— Start Material supplied —

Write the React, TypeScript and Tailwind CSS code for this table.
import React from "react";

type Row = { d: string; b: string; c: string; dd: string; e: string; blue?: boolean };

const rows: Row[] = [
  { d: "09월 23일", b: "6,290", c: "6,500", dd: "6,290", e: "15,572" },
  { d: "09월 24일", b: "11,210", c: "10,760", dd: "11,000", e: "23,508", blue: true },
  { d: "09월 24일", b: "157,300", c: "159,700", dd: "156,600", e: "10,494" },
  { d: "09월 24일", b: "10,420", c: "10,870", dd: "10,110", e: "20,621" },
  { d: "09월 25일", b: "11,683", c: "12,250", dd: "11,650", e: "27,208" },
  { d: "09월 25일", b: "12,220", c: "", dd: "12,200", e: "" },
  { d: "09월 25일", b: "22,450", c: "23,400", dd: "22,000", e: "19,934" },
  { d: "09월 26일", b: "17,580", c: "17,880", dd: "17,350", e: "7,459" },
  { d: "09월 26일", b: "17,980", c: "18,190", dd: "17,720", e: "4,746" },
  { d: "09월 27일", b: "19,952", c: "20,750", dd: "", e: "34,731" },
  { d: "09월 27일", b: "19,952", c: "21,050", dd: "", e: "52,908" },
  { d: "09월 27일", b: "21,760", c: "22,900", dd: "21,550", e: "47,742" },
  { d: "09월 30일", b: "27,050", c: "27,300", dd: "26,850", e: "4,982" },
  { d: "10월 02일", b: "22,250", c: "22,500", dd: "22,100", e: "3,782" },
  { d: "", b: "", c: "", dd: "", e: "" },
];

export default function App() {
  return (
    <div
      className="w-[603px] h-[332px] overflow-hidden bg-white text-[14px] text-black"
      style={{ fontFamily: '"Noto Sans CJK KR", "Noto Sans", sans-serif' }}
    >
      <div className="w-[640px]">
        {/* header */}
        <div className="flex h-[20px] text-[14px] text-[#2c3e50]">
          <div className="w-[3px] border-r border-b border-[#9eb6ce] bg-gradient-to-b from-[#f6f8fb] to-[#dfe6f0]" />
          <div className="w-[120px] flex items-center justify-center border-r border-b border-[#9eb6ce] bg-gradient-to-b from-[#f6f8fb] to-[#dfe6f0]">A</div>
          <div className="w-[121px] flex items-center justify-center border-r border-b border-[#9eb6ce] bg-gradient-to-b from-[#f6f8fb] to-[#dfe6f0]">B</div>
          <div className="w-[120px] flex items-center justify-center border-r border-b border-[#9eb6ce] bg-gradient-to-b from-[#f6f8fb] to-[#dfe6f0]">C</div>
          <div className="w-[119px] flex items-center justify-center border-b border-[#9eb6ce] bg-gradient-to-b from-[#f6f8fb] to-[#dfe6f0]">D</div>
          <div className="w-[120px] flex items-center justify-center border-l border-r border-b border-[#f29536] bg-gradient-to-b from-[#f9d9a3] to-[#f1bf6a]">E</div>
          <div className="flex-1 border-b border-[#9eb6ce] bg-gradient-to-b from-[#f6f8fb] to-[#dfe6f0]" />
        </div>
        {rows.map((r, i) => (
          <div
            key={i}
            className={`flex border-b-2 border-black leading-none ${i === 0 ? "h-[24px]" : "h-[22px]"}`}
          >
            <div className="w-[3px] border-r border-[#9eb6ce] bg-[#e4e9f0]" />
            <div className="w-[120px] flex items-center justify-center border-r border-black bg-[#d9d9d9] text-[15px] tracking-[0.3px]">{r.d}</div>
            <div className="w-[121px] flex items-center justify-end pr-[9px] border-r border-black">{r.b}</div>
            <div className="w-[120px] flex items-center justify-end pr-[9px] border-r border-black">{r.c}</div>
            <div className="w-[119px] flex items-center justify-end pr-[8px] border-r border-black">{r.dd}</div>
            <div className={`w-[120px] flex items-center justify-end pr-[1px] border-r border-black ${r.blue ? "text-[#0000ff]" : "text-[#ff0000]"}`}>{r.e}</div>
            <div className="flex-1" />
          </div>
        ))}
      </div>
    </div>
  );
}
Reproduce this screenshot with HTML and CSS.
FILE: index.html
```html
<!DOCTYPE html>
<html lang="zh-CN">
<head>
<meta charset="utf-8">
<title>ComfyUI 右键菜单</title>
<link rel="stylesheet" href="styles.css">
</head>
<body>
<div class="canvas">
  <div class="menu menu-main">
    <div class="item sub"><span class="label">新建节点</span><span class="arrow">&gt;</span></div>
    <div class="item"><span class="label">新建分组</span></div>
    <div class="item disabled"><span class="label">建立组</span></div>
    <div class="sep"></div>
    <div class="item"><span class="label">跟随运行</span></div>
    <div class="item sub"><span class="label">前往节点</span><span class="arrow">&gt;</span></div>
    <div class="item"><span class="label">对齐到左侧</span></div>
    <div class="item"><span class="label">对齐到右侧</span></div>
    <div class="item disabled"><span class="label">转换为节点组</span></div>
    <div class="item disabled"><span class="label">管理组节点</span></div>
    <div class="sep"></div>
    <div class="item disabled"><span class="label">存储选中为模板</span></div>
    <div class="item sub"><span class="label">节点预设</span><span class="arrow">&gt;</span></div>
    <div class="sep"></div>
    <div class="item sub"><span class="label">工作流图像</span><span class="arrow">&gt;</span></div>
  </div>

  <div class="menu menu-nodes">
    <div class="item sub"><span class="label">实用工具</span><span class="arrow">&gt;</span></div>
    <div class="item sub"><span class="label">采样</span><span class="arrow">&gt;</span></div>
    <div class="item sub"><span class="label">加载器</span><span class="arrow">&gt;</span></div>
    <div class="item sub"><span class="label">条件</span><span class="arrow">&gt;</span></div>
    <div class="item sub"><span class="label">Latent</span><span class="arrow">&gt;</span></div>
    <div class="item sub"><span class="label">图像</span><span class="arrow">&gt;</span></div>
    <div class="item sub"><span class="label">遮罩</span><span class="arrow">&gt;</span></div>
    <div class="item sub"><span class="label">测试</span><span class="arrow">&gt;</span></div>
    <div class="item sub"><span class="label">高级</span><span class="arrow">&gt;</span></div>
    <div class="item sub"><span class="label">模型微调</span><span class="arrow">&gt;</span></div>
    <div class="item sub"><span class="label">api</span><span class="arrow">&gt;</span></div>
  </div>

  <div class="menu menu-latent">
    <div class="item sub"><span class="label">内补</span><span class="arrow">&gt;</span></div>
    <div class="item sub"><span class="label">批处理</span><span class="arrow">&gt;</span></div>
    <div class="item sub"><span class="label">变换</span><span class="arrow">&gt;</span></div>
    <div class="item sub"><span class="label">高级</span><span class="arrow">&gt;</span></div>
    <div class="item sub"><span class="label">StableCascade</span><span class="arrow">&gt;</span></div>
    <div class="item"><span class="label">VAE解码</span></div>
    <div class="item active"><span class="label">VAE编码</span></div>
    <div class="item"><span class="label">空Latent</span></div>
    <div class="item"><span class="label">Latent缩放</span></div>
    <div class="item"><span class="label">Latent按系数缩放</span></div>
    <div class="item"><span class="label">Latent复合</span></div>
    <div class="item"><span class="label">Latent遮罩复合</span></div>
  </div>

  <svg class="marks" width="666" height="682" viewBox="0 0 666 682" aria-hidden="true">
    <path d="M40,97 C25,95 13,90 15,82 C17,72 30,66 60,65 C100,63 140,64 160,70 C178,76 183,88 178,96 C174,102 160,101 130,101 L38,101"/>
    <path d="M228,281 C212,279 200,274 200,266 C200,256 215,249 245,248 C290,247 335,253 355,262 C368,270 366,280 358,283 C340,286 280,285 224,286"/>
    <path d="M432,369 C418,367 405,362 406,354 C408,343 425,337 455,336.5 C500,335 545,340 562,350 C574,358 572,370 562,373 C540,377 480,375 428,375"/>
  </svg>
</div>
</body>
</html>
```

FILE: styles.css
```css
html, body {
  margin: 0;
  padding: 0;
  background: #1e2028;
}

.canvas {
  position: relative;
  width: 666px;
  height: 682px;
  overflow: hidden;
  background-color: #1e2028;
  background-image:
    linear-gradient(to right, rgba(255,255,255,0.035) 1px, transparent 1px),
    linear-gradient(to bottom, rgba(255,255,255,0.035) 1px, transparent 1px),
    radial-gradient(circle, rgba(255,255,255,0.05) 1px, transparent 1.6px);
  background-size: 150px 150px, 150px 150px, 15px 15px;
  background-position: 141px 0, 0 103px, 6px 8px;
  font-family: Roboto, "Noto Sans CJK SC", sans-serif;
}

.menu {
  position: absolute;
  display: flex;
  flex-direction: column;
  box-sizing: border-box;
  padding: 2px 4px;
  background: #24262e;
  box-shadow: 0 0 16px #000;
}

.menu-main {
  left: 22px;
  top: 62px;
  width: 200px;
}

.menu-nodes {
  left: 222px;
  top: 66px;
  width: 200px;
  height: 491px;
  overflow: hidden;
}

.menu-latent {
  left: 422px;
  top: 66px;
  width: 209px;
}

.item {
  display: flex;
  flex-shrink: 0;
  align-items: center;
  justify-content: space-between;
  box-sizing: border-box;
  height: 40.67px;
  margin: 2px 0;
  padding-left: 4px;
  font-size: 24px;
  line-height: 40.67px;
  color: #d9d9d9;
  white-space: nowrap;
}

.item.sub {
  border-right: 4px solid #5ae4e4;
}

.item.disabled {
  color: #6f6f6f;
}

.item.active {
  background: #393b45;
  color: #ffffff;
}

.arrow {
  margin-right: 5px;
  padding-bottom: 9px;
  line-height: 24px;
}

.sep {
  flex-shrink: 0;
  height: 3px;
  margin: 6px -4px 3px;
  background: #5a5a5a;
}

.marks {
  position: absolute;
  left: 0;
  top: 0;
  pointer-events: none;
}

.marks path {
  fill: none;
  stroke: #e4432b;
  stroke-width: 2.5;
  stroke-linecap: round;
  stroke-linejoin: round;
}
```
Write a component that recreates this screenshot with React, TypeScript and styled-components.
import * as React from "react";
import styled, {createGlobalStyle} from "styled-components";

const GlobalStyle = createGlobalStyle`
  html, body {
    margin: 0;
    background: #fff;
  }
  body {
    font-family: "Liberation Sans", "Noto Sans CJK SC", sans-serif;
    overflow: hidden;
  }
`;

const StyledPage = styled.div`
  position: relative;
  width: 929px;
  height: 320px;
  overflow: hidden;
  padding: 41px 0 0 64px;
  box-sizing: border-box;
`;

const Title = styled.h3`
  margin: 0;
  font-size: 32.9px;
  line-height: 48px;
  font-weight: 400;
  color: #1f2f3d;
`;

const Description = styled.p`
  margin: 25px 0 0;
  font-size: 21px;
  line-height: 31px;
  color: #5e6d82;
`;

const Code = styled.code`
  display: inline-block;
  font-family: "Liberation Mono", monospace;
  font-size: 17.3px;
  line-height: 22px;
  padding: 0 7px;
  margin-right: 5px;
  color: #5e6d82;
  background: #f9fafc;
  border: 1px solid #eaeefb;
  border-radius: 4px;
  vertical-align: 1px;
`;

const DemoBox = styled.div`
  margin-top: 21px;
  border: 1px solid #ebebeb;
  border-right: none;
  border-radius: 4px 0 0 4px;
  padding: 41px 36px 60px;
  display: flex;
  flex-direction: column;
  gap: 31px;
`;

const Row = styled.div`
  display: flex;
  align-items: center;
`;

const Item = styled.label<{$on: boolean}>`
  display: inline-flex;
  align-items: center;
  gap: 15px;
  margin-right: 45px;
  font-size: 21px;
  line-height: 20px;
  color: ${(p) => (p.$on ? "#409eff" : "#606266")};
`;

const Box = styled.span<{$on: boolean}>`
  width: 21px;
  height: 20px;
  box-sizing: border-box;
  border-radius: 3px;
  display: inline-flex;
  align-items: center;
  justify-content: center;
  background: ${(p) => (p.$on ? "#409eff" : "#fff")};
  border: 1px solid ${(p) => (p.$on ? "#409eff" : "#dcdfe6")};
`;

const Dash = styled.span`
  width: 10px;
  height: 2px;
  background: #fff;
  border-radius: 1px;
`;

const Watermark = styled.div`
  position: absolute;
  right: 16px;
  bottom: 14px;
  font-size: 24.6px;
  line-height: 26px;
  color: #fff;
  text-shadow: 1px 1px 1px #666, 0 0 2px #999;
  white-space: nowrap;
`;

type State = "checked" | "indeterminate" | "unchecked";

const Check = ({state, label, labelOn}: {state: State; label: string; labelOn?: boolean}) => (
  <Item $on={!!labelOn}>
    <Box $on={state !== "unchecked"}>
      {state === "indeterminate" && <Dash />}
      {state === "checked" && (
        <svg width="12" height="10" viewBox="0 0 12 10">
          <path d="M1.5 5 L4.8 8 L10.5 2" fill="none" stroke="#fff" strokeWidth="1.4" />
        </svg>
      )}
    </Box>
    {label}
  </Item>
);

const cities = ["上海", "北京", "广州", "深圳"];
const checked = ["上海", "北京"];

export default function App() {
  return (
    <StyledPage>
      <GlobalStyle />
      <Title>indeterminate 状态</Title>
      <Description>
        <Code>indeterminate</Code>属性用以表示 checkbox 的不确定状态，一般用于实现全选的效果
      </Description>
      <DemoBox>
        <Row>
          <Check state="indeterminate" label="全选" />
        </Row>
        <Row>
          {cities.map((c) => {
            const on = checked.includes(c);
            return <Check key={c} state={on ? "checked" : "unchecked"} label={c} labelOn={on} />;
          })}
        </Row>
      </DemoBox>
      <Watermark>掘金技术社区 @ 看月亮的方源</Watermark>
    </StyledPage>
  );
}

— End Material supplied —

Set problem ->
The first line of the records and every line down to the line with "string; b: string;" must be quoted exactly; leave out all else.

The result ->
Write the React, TypeScript and Tailwind CSS code for this table.
import React from "react";

type Row = { d: string; b: string; c: string; dd: string; e: string; blue?: boolean };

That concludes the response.